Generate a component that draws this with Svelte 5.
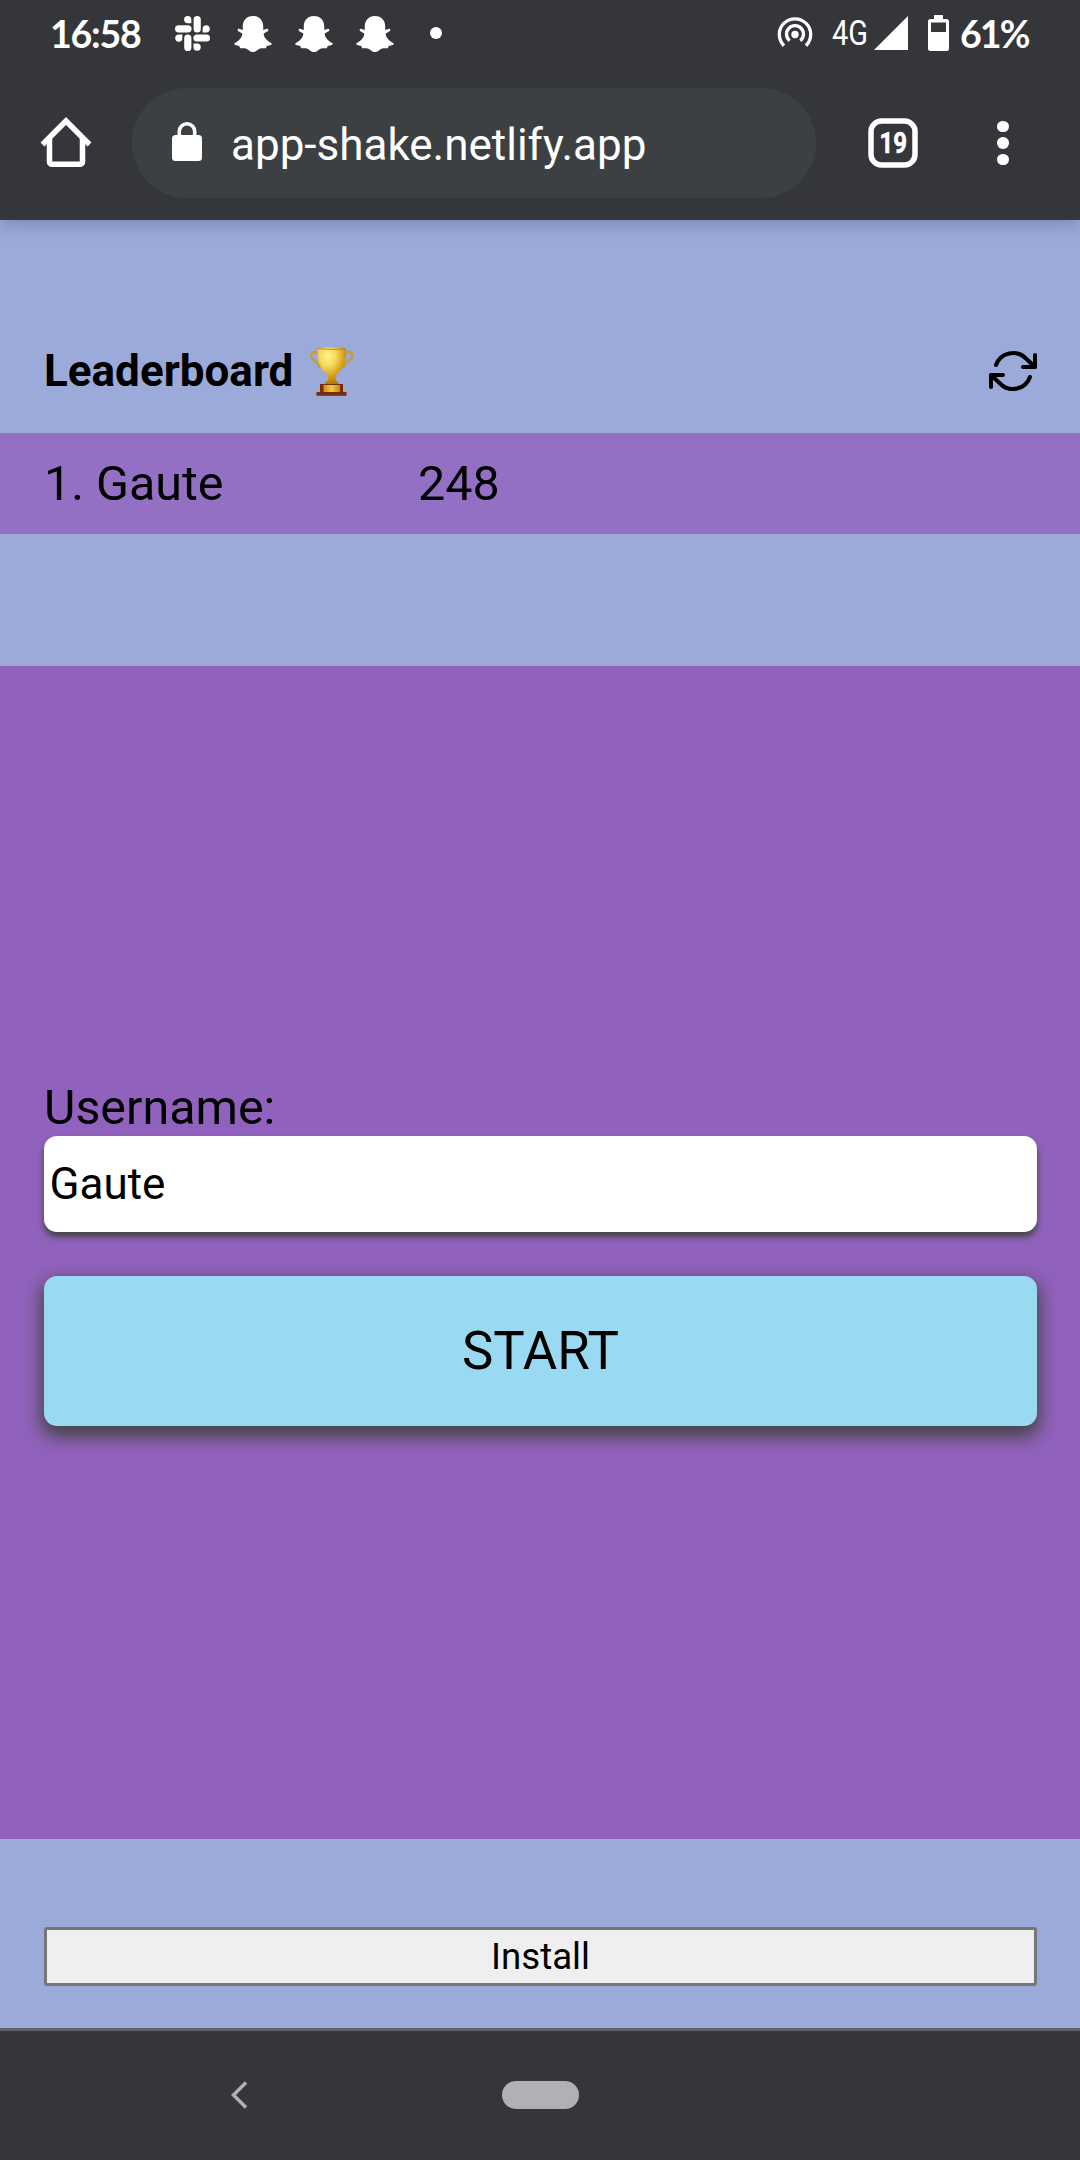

...

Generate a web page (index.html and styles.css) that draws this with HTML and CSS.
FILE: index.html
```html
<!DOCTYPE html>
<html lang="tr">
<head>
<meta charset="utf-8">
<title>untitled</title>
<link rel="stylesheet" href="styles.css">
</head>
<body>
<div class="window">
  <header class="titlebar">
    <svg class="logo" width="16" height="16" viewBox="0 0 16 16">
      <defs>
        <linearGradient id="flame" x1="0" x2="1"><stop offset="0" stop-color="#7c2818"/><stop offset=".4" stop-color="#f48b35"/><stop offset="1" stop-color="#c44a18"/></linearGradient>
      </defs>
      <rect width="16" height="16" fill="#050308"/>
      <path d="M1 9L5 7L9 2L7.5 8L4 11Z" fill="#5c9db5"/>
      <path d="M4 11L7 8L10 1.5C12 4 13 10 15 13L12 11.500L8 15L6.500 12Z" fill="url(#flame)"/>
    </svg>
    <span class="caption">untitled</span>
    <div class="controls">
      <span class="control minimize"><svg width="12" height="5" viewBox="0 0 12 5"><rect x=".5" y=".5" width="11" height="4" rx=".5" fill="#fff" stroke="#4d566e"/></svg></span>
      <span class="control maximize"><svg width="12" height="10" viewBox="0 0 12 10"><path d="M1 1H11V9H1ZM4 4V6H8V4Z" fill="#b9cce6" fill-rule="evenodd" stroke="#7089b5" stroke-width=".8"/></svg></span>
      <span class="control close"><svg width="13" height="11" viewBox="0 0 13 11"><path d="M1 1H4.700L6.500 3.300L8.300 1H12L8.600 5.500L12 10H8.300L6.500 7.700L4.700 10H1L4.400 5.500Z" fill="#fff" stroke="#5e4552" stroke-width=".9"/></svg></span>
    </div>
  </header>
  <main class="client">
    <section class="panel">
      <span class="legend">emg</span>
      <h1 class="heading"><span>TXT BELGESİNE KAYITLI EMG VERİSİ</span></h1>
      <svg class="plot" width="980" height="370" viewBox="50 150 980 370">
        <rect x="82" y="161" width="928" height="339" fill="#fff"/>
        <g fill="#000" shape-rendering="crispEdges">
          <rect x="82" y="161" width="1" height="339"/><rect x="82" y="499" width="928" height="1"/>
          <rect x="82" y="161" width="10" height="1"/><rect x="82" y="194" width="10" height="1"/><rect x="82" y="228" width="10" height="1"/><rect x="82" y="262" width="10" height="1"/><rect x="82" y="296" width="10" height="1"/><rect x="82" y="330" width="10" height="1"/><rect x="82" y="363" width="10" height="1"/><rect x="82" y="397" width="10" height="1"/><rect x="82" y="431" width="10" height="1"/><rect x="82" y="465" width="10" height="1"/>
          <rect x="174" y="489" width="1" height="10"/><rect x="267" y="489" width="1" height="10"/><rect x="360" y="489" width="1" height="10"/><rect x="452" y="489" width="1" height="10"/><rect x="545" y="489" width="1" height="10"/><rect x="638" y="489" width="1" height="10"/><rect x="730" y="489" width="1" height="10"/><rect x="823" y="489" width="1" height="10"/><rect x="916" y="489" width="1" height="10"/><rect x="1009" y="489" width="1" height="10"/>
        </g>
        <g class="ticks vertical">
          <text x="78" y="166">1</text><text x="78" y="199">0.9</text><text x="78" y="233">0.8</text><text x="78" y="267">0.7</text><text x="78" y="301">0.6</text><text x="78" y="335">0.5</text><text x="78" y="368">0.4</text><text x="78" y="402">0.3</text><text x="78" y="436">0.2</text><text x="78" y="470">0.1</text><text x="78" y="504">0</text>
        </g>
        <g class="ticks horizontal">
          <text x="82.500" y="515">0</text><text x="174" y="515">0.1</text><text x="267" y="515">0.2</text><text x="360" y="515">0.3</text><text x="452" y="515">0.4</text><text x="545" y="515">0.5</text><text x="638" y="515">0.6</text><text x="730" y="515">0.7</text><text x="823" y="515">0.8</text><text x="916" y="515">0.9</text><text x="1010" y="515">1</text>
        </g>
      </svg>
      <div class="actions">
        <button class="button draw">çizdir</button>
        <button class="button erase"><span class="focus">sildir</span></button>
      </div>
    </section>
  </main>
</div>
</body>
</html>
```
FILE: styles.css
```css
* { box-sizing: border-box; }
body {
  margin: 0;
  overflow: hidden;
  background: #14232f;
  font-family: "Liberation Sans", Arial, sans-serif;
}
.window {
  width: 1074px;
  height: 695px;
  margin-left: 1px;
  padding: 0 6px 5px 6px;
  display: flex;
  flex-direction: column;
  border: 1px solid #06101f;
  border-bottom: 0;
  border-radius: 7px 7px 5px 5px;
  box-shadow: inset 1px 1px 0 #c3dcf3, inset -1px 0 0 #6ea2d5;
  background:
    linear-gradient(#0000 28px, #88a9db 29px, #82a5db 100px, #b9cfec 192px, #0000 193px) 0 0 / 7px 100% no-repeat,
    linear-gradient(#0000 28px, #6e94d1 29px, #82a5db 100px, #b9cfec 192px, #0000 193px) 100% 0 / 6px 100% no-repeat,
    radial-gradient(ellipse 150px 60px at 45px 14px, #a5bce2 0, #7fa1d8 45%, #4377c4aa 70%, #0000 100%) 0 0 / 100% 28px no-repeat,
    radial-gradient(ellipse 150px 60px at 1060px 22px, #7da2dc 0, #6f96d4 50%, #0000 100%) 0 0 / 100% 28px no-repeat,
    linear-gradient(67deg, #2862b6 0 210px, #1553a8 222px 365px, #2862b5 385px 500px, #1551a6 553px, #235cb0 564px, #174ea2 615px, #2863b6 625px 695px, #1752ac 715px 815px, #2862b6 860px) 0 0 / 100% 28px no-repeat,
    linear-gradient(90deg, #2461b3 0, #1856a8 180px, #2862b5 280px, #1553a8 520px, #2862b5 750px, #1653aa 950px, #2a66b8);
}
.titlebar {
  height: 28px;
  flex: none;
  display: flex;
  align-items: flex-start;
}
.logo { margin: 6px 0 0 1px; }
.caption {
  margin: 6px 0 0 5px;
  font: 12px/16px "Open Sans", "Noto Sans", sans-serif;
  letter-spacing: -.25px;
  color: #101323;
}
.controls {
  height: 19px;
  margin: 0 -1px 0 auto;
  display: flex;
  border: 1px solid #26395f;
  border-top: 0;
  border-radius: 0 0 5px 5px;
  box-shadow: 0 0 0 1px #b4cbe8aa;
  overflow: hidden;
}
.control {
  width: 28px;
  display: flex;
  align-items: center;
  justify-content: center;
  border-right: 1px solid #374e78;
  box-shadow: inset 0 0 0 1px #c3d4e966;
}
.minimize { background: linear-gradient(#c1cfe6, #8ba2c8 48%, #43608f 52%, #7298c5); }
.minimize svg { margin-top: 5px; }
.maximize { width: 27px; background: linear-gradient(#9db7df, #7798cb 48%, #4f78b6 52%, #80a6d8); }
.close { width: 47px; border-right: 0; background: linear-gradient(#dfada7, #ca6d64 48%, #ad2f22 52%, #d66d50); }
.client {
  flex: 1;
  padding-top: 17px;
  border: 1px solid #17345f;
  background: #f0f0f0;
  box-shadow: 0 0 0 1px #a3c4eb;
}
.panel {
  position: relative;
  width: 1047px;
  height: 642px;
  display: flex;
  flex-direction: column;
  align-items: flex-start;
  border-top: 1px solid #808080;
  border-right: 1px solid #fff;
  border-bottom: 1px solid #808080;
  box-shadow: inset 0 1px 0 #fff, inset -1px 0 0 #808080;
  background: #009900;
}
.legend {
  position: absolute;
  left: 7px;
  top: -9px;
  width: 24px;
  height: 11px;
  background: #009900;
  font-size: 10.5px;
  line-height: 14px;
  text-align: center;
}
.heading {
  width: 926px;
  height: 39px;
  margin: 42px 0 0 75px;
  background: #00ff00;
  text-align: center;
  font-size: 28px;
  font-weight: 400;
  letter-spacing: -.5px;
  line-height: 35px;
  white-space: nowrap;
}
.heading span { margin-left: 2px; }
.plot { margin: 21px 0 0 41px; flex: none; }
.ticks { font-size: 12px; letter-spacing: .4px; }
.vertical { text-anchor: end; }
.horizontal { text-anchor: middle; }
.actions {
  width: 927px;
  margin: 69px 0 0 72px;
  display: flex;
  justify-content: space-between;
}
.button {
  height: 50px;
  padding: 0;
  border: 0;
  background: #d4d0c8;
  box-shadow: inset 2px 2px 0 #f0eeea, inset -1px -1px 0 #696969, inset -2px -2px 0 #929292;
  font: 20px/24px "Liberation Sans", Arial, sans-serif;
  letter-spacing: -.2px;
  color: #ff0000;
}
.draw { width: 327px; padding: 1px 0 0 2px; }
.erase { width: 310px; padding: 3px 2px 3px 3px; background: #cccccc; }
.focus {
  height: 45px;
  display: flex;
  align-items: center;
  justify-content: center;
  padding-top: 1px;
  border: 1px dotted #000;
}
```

--

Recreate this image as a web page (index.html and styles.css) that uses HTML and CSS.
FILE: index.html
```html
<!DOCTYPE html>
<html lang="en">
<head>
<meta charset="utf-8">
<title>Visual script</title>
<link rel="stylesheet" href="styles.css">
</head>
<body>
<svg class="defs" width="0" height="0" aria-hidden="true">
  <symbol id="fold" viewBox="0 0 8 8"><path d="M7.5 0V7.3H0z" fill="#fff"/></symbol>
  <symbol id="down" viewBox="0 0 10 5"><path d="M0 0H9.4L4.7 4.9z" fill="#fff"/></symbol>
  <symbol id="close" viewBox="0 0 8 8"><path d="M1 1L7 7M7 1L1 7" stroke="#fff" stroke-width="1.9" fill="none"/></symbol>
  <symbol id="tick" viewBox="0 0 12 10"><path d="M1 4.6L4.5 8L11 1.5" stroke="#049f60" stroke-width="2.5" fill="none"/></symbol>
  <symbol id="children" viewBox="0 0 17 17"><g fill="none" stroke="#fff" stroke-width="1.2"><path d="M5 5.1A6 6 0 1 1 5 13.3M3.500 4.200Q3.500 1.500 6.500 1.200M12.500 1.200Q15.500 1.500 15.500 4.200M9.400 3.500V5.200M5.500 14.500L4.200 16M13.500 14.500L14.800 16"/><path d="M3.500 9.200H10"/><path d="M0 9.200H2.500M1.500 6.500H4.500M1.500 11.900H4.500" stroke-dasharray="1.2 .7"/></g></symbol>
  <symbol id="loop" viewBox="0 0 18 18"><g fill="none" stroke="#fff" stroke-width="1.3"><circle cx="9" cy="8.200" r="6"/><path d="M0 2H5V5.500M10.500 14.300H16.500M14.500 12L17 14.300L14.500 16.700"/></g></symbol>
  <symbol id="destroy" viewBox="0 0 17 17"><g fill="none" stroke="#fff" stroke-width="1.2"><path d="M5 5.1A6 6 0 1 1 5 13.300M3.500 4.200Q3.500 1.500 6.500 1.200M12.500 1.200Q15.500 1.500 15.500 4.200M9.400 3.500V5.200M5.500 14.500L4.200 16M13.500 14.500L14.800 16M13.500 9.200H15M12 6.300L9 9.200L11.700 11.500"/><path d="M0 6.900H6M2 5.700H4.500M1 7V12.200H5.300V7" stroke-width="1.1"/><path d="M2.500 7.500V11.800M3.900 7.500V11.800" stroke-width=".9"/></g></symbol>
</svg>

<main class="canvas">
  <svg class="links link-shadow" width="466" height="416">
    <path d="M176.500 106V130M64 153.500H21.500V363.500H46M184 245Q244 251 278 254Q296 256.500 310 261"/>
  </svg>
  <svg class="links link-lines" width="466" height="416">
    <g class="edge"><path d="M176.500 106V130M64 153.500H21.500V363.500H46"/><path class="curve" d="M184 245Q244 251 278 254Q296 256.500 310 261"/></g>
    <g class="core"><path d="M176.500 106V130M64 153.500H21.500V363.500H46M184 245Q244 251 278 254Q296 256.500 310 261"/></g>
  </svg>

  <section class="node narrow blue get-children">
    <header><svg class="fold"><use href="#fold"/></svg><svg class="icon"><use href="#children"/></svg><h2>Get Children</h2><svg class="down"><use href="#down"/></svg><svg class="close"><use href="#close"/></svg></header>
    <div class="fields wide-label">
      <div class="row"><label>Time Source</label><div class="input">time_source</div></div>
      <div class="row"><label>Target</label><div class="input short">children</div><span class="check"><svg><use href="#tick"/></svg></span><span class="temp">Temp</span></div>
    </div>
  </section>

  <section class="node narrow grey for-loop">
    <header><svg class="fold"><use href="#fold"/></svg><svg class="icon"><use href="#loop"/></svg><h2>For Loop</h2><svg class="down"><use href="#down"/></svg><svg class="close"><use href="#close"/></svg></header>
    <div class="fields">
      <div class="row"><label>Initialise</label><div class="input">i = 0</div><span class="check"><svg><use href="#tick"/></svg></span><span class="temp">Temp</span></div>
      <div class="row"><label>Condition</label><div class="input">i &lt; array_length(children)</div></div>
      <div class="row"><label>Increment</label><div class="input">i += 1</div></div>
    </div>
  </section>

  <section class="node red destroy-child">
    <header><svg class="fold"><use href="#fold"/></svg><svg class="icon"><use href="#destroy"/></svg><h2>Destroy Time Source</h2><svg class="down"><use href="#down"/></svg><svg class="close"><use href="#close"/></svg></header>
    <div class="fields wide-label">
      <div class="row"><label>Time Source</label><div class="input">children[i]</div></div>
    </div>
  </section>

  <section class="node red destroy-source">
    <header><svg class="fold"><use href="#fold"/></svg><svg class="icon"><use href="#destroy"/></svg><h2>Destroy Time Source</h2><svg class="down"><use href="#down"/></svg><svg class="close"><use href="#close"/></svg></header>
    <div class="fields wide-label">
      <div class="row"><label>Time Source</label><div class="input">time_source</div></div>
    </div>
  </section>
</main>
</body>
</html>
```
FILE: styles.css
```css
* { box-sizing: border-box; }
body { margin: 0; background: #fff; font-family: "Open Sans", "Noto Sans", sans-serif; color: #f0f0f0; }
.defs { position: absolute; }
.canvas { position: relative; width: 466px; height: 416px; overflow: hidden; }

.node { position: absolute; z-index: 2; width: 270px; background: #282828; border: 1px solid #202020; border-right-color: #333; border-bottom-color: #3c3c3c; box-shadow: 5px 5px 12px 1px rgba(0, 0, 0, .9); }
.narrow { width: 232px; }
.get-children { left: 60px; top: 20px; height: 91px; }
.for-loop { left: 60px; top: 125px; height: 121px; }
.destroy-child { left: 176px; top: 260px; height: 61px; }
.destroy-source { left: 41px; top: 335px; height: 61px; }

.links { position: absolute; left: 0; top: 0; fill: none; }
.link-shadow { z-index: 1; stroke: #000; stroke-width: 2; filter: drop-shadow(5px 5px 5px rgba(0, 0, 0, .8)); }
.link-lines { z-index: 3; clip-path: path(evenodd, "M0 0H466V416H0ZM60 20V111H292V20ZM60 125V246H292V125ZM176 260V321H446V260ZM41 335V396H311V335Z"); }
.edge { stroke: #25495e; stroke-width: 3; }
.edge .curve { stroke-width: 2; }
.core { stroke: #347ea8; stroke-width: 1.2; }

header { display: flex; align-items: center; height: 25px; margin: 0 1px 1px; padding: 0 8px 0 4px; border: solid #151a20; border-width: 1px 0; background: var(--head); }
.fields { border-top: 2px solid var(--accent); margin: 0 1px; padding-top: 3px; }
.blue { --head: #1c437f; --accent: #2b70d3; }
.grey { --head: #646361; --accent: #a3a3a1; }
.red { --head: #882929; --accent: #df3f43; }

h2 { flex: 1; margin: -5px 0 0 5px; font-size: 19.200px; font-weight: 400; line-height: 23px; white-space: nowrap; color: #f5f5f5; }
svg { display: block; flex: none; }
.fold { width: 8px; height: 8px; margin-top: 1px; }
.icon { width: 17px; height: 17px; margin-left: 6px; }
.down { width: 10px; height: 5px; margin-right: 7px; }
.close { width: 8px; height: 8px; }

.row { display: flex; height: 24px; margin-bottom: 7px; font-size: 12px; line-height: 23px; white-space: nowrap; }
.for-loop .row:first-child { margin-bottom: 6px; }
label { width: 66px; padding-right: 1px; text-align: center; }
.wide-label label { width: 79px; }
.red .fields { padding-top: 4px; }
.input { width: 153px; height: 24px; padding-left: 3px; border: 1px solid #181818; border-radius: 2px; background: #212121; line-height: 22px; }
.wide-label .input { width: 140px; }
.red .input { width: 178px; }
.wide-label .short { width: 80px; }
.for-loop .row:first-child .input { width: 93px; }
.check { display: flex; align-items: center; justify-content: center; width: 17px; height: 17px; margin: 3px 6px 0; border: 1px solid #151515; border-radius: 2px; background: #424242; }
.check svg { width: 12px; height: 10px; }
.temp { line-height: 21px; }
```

Aim of the task ->
Report the number of lines that include the string "with"; return nothing but the count.

Task response ->
2